EDMONTON - As someone whose parents both suffered from gastrointestinal problems, Midge Zeidler knows the miseries such diseases can cause. That helped spur the local philanthropist to give a $2-million donation to build Canada's first stand-alone centre dedicated to gastroenterology patient care and research.

The centre will bring together in one building all the University Hospital specialists and nurses who work in gastroenterology. The new three-storey, 30,000-square-foot building will be next to the hospital on 112th Street and 86th Avenue.

"There are a lot of people who have problems with their stomachs or liver," Zeidler said in an interview Friday. "It's just not a high-profile problem."

Besides her parents' problems, Zeidler said she's known friends, and children of friends, who struggle with such things as ulcers or Crohn's disease.

The Zeidler family is one of Edmonton's most prominent and most generous families.

Midge Zeidler's mother, Margaret, who died in 1997, made major donations to the Citadel Theatre, the Edmonton Space and Science Centre (now the Odyssium), and the Winspear Centre as well as the University Hospital Foundation.

Zeidler said her two daughters, who don't live in Edmonton, have been fully involved in the donation decision, so the money comes from the family.

Dr. Vincent Bain, a liver specialist in the U of A gastroenterology division, said pulling all the U of A gastroenterologists together in one building will have a powerful effect, allowing collaboration that can't happen today.

"We feel like the Oilers when they got the Coliseum, because now we've got a place where we can really play, and hopefully excel," he said.

The University Hospital already runs Canada's largest gastrointestinal clinical trials centre, which will move into the new building. Other research projects will also take place there.

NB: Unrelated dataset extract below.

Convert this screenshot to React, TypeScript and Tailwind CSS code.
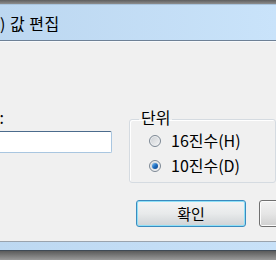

In the basement, said Bain, there will be an infusion centre where patients with diseases such as Crohn's can get their medications by intravenous infusion.

He added news that the special centre will be built has already helped recruit three new specialists to the city.

The centre will also make a difference to those afflicted with diseases such as inflammatory bowel disease or colitis, he said.

"A lot of suffering goes on from these things."

Such donations play an important part in retaining top medical staff, said Myrna Fyfe, president of the University Hospital Foundation. The $2-million donation is one of the top three gifts the foundation has received, she said.

The centre, to be called the Zeidler Family Gastrointestinal Health and Research Centre, has been in the works for six years, driven primarily by Dr. Richard Fedorak, head of gastroenterology at the U of A Hospital.

The total cost is expected to be around $3 million.

Ceremonial sod-turning for the new centre will take place Tuesday, with construction to follow later this year. The building is expected to take at least a year to complete.

The Zeidlers ran a forest products company for 65 years, selling it in 1999.